When I'm in my happy place, bumbling along at about nine minutes a mile, I cover about 15 metres every five seconds. That's how often my watch speaks to the satellites to find out where I am. There I am in the diagram, running from point A to point B, along the red line.
And there's the first problem. Even if my watch is deadly accurate, and can pinpoint me exactly at A and B, it won't have a clue what I did as I travelled between them. It calculates the direct distance between the two, and therefore will tend to underestimate how far I've run.
But surely, unless I took a real sharp bend, it's not going to be far off, right? Well yes, but if it misses out 50cm every five seconds, and I run for 45 minutes, that adds up to a third of a mile that I'm being deprived of.
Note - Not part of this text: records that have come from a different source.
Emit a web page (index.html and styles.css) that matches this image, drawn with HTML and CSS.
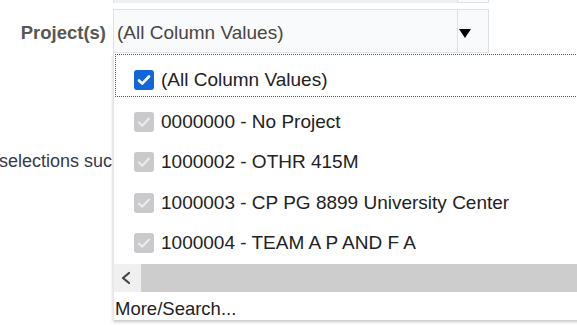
FILE: index.html
```html
<!DOCTYPE html>
<html lang="en">

<head>
    <meta charset="UTF-8">
    <meta name="viewport" content="width=device-width, initial-scale=1.0">
    <title>Project prompt</title>
    <link rel="stylesheet" href="styles.css">
</head>

<body>
    <div class="prompts">
        <div class="row row-prev">
            <div class="select select-prev">
                <div class="select-value"></div>
                <div class="select-btn"></div>
            </div>
        </div>

        <div class="row">
            <label class="label" for="project">Project(s)</label>
            <div class="field">
                <div class="select" id="project">
                    <div class="select-value">(All Column Values)</div>
                    <div class="select-btn"><span class="arrow"></span></div>
                </div>

                <div class="dropdown">
                    <ul class="options">
                        <li class="option option-focus">
                            <span class="check check-on">
                                <svg width="20" height="20" viewBox="0 0 20 20"><path d="M5 10.5l3.2 3.2L15 6.5" fill="none" stroke="#fff" stroke-width="2.6" stroke-linecap="round" stroke-linejoin="round"/></svg>
                            </span>
                            (All Column Values)
                        </li>
                        <li class="option">
                            <span class="check check-off">
                                <svg width="20" height="20" viewBox="0 0 20 20"><path d="M5 10.5l3.2 3.2L15 6.5" fill="none" stroke="#ececee" stroke-width="2" stroke-linecap="round" stroke-linejoin="round"/></svg>
                            </span>
                            0000000 - No Project
                        </li>
                        <li class="option">
                            <span class="check check-off">
                                <svg width="20" height="20" viewBox="0 0 20 20"><path d="M5 10.5l3.2 3.2L15 6.5" fill="none" stroke="#ececee" stroke-width="2" stroke-linecap="round" stroke-linejoin="round"/></svg>
                            </span>
                            1000002 - OTHR 415M
                        </li>
                        <li class="option">
                            <span class="check check-off">
                                <svg width="20" height="20" viewBox="0 0 20 20"><path d="M5 10.5l3.2 3.2L15 6.5" fill="none" stroke="#ececee" stroke-width="2" stroke-linecap="round" stroke-linejoin="round"/></svg>
                            </span>
                            1000003 - CP PG 8899 University Center
                        </li>
                        <li class="option">
                            <span class="check check-off">
                                <svg width="20" height="20" viewBox="0 0 20 20"><path d="M5 10.5l3.2 3.2L15 6.5" fill="none" stroke="#ececee" stroke-width="2" stroke-linecap="round" stroke-linejoin="round"/></svg>
                            </span>
                            1000004 - TEAM A P AND F A
                        </li>
                    </ul>

                    <div class="hscroll">
                        <div class="hscroll-btn">
                            <svg width="27" height="28" viewBox="0 0 27 28"><path d="M15 9l-6 5 6 5" fill="none" stroke="#444" stroke-width="2.2" stroke-linecap="round" stroke-linejoin="round"/></svg>
                        </div>
                        <div class="hscroll-thumb"></div>
                    </div>

                    <div class="more">More/Search...</div>
                </div>
            </div>
        </div>

        <p class="hint">selections suc</p>
    </div>
</body>

</html>
```

FILE: styles.css
```css
body {
    margin: 0;
    background: #fff;
    font-family: "Liberation Sans", Arial, sans-serif;
    overflow: hidden;
}

.prompts {
    width: 577px;
    height: 325px;
    overflow: hidden;
}

.row {
    display: flex;
    align-items: flex-start;
}

.row-prev {
    padding-left: 113px;
    margin-bottom: 6px;
}

.label {
    width: 106px;
    padding-right: 7px;
    text-align: right;
    font-weight: bold;
    font-size: 18.5px;
    line-height: 20px;
    padding-top: 14px;
    color: #5a5650;
}

.field {
    position: relative;
    z-index: 2;
}

.select {
    display: flex;
    width: 374px;
    height: 42px;
    border: 1px solid #dde1e6;
    background: #f9fafc;
}

.select-prev {
    height: 2px;
    border-top: 0;
}

.select-prev .select-value {
    background: #eef0f3;
}

.select-value {
    flex: 1;
    padding: 3px 0 0 3px;
    font-size: 19px;
    line-height: 40px;
    color: #4b4540;
}

.select-btn {
    width: 30px;
    border-left: 1px solid #dde1e6;
    position: relative;
}

.arrow {
    position: absolute;
    left: 1px;
    top: 19px;
    width: 0;
    height: 0;
    border-left: 6px solid transparent;
    border-right: 6px solid transparent;
    border-top: 9px solid #000;
}

.dropdown {
    position: absolute;
    top: 44px;
    left: 0;
    width: 480px;
    height: 267px;
    background: #fff;
    border-left: 1px solid #e3e6ea;
    box-shadow: 0 2px 3px rgba(0, 0, 0, 0.22);
}

.options {
    list-style: none;
    margin: 0;
    padding: 1px 0 0 1px;
}

.option {
    display: flex;
    align-items: center;
    gap: 7px;
    height: 40.5px;
    padding-left: 19px;
    font-size: 19px;
    color: #222;
    white-space: nowrap;
}

.option-focus {
    height: 33px;
    padding-top: 8px;
    padding-left: 18px;
    margin-bottom: 4.5px;
    border: 1px dotted #555;
    border-right: 0;
}

.check {
    display: flex;
    width: 20px;
    height: 20px;
    border-radius: 3px;
    flex-shrink: 0;
}

.check-on {
    background: #1466d8;
}

.check-off {
    background: #cacacd;
}

.hscroll {
    display: flex;
    height: 28px;
}

.hscroll-btn {
    width: 27px;
    background: #f0f0f0;
}

.hscroll-thumb {
    flex: 1;
    background: #cdcdcd;
}

.more {
    padding: 4px 0 0 1px;
    font-size: 18.5px;
    line-height: 25px;
    color: #222;
}

.hint {
    width: 113px;
    overflow: hidden;
    margin: 98px 0 0 -1px;
    font-size: 18px;
    line-height: 20px;
    color: #38384a;
    white-space: nowrap;
}
```
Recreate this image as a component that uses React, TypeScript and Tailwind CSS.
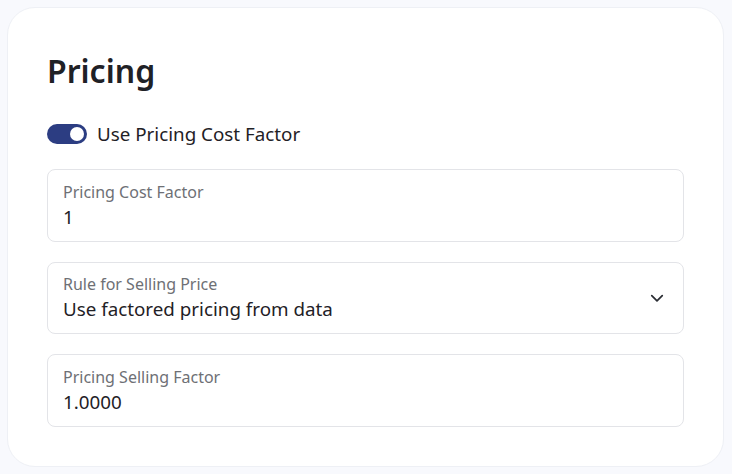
import React from "react";

function Field({ label, value, select }: { label: string; value: string; select?: boolean }) {
  return (
    <div className="flex h-[72.5px] items-center justify-between rounded-[8px] border border-[#e3e4e8] bg-white pl-[15px] pr-[19px]">
      <div className="flex flex-col">
        <span className="text-[16px] leading-[20px] text-[#6e7075]">{label}</span>
        <span className="mt-[3px] text-[18.8px] leading-[24px] text-[#1f2126]">{value}</span>
      </div>
      {select && (
        <svg width="14" height="14" viewBox="0 0 24 24" fill="none" stroke="#2a2d33" strokeWidth="3" strokeLinecap="round" strokeLinejoin="round">
          <path d="M3 8l9 9 9-9" />
        </svg>
      )}
    </div>
  );
}

export default function App() {
  return (
    <div
      className="min-h-[474px] w-[732px] bg-[#f8f9fd] p-[7px]"
      style={{ fontFamily: '"Noto Sans", "Open Sans", sans-serif' }}
    >
      <div className="h-[460px] w-[717px] rounded-[28px] border border-[#eef0f5] bg-white px-[39px] pt-[39px]">
        <h1 className="text-[32px] font-semibold leading-[48px] text-[#1f2126]">Pricing</h1>
        <div className="mt-[27px] flex items-center gap-[10px]">
          <div className="flex h-[20px] w-[40px] items-center justify-end rounded-full bg-[#2c3d82] pr-[3px]">
            <div className="h-[14px] w-[14px] rounded-full bg-white" />
          </div>
          <span className="text-[18.8px] leading-[24px] text-[#1f2126]">Use Pricing Cost Factor</span>
        </div>
        <div className="mt-[23px] flex flex-col gap-[20px]">
          <Field label="Pricing Cost Factor" value="1" />
          <Field label="Rule for Selling Price" value="Use factored pricing from data" select />
          <Field label="Pricing Selling Factor" value="1.0000" />
        </div>
      </div>
    </div>
  );
}
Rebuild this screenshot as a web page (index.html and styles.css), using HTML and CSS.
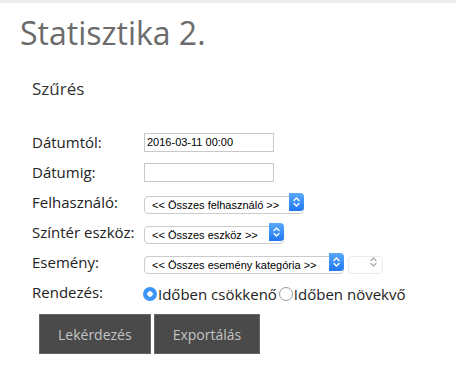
FILE: index.html
```html
<!DOCTYPE html>
<html>

<head>
    <meta charset="UTF-8">
    <title>Statisztika 2.</title>
    <link rel="stylesheet" href="styles.css">
</head>

<body>

    <div class="topbar"></div>

    <h1>Statisztika 2.</h1>

    <div class="filter">
        <h2>Szűrés</h2>

        <form class="filter-form" action="/statisztika" method="POST">
            <div class="row">
                <label for="dateFrom">Dátumtól:</label>
                <input type="text" id="dateFrom" name="date_from" value="2016-03-11 00:00">
            </div>
            <div class="row">
                <label for="dateTo">Dátumig:</label>
                <input type="text" id="dateTo" name="date_to">
            </div>
            <div class="row">
                <label for="user">Felhasználó:</label>
                <div class="select select-user">
                    <select id="user" name="user">
                        <option>&lt;&lt; Összes felhasználó &gt;&gt;</option>
                    </select>
                    <span class="arrow">
                        <svg width="15" height="18" viewBox="0 0 15 18"><path d="M5 7.5 L7.5 5 L10 7.5 M5 10.5 L7.5 13 L10 10.5" fill="none" stroke="#fff" stroke-width="1.4" stroke-linecap="round" stroke-linejoin="round"/></svg>
                    </span>
                </div>
            </div>
            <div class="row">
                <label for="device">Színtér eszköz:</label>
                <div class="select select-device">
                    <select id="device" name="device">
                        <option>&lt;&lt; Összes eszköz &gt;&gt;</option>
                    </select>
                    <span class="arrow">
                        <svg width="15" height="18" viewBox="0 0 15 18"><path d="M5 7.5 L7.5 5 L10 7.5 M5 10.5 L7.5 13 L10 10.5" fill="none" stroke="#fff" stroke-width="1.4" stroke-linecap="round" stroke-linejoin="round"/></svg>
                    </span>
                </div>
            </div>
            <div class="row">
                <label for="event">Esemény:</label>
                <div class="select select-event">
                    <select id="event" name="event_category">
                        <option>&lt;&lt; Összes esemény kategória &gt;&gt;</option>
                    </select>
                    <span class="arrow">
                        <svg width="15" height="18" viewBox="0 0 15 18"><path d="M5 7.5 L7.5 5 L10 7.5 M5 10.5 L7.5 13 L10 10.5" fill="none" stroke="#fff" stroke-width="1.4" stroke-linecap="round" stroke-linejoin="round"/></svg>
                    </span>
                </div>
                <div class="select select-small">
                    <select name="event" disabled></select>
                    <span class="arrow">
                        <svg width="15" height="18" viewBox="0 0 15 18"><path d="M5 7.5 L7.5 5 L10 7.5 M5 10.5 L7.5 13 L10 10.5" fill="none" stroke="#aaa" stroke-width="1.3" stroke-linecap="round" stroke-linejoin="round"/></svg>
                    </span>
                </div>
            </div>
            <div class="row">
                <label>Rendezés:</label>
                <div class="radios">
                    <label class="radio"><input type="radio" name="order" value="desc" checked>Időben csökkenő</label>
                    <label class="radio"><input type="radio" name="order" value="asc">Időben növekvő</label>
                </div>
            </div>
        </form>

        <div class="actions">
            <button type="button">Lekérdezés</button>
            <button type="button">Exportálás</button>
        </div>
    </div>

</body>

</html>
```

FILE: styles.css
```css
body {
    margin: 0;
    padding: 0;
    font-family: "Open Sans", sans-serif;
    background-color: #ffffff;
    color: #222222;
}

.topbar {
    height: 3px;
    background-color: #ececec;
}

h1 {
    margin: 11px 0 0 20px;
    font-size: 32px;
    line-height: 38px;
    font-weight: normal;
    color: #6b6b6b;
}

.filter {
    padding-left: 32px;
}

h2 {
    margin: 25px 0 0 0;
    font-size: 17px;
    line-height: 23px;
    font-weight: normal;
    color: #333333;
}

.filter-form {
    margin-top: 27px;
}

.row {
    display: flex;
    align-items: center;
    height: 30px;
    font-size: 15px;
    line-height: 20px;
}

.row > label {
    width: 112px;
    flex-shrink: 0;
}

input[type="text"] {
    box-sizing: border-box;
    width: 130px;
    height: 19px;
    margin: 0;
    padding: 0 2px;
    border: 1px solid #c8c8c8;
    border-radius: 0;
    font-family: "Liberation Sans", Arial, sans-serif;
    font-size: 11px;
    color: #000000;
    outline: none;
}

.select {
    position: relative;
    height: 18px;
    box-sizing: border-box;
}

.select select {
    appearance: none;
    -webkit-appearance: none;
    box-sizing: border-box;
    width: 100%;
    height: 18px;
    margin: 0;
    padding: 0 0 0 7px;
    border: 1px solid #cccccc;
    border-radius: 4px;
    background-color: #ffffff;
    font-family: "Liberation Sans", Arial, sans-serif;
    font-size: 11px;
    color: #000000;
    outline: none;
}

.select .arrow {
    position: absolute;
    top: 0;
    right: 0;
    width: 15px;
    height: 18px;
    border-radius: 0 4px 4px 0;
    background: linear-gradient(to bottom, #5aa9fb, #1f77f2);
    pointer-events: none;
}

.select .arrow svg {
    display: block;
}

.select-user {
    width: 160px;
}

.select-device {
    width: 140px;
}

.select-event {
    width: 200px;
}

.select-small {
    width: 35px;
    margin-left: 4px;
}

.select-small select {
    border-color: #e2e2e2;
}

.select-small .arrow {
    right: 2px;
    background: none;
}

.radios {
    display: flex;
    align-items: center;
    padding-top: 3px;
}

.radio {
    display: flex;
    align-items: center;
    margin-right: 3px;
}

input[type="radio"] {
    appearance: none;
    -webkit-appearance: none;
    box-sizing: border-box;
    width: 14px;
    height: 14px;
    margin: 1px 1px 0 -1px;
    border: 1px solid #9a9a9a;
    border-radius: 50%;
    background-color: #ffffff;
}

input[type="radio"]:checked {
    border: none;
    background: radial-gradient(circle, #ffffff 0, #ffffff 2.5px, #3d95f7 3px);
}

.actions {
    display: flex;
    margin: 7px 0 0 7px;
}

button {
    height: 40px;
    margin-right: 3px;
    padding: 0 18px;
    background-color: #4a4a4a;
    color: #c4c4c4;
    border: 1px solid #666666;
    font-family: "Open Sans", sans-serif;
    font-size: 14px;
    cursor: pointer;
}
```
And if I ran 5.3 miles instead of 5, that also means I ran thirty seconds per mile faster than I thought.
You might also have noticed that even if you're running at what feels like a consistent pace, the results from your watch show quite a variation. My wife and I ran 14 miles on Saturday, at an average of 9:28/mile. The analysis shows that our run included a whole mile worth of running that was faster than 8:20/mile. I think we'd have remembered.
Look at the diagram again and remember that our watches aren't deadly accurate. The big circles around A and B represent the 10 metre error margin around each point. The watch could record me at points C and D - adding another 20 metres to the distance I covered in one five second burst, turning nine-minute-miling into Roger Bannister.
Fortunately, not only is that the worst case, it's also a problem that evens up, rather than adds up. The points recorded are just as likely to be too close together, and the longer you run, the more likely it is that they'll even out to give you a nice 'middle' to look at.
The next time you're beating yourself up because the race you've just done is short or long, or if you're not doing as much training as you hoped, or not running as fast as you like, just remember just how much is going on inside that little bleeping box on your wrist. And don't forget to call your parole officer.